Reputation: 530
I'd have a data frame of authors in a much larger data set than the example in R that I'd like to get better descriptive's of. I know (kinda of) how to get the maxsum
but how could I get the max summary of unique authors EXCEPT for the top 2 most frequent authors for example? How would I then be able to determine the new maxsum
? How would I get the actual summary that the new maxsum
would be 3 instead of an output of it?
I'm basically looking for conditional way's of summarizing my data. Can anyone help me out in this department?
dat <- data.frame(author=c("a", "b", "c", "d", "a", "b", "c", "d", "e", "a", "a", "a","a", "a", "c","c","c","c"),Post=c("one", "one", "one", "one", "one", "one", "one", "one", "one", "one","one", "one","one", "one","one", "one","one", "one"))
authors <-dat[,1]
author_vec <- (authors)
length(unique(author_vec)) #5
ex_s <- summary(as.factor(neg.author_vec),maxsum=5)
Upvotes: 2
Views: 539
Reputation: 521639
Here is an approach using the plyr
library:
require(plyr)
temp <- ddply(dat, ~author, summarise, sum=length(author))
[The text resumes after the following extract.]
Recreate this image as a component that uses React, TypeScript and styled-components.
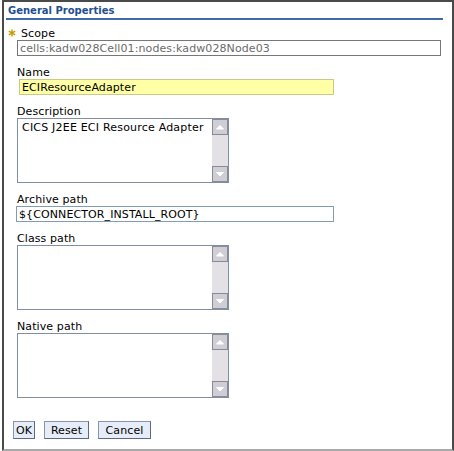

temp <- temp[order(-temp$sum), ][3:nrow(temp), ]
> temp
author sum
2 b 2
4 d 2
5 e 1
The authors a
and c
have been removed because they were two most frequently appearing authors in the data set.
Upvotes: 1
Reputation: 263381
It wasn't clear how many you expected after exclusion of the top 2. This assumes you wanted the next three in frequency (since you said you understood how maxsum was acting). If you wanted the next five, then add two to your current maxsum::
ex_s <- sort(summary(author_vec,maxsum=5), decreasing=TRUE)[-(1:2)]
ex_s
#------
b d e
2 2 1
Upvotes: 0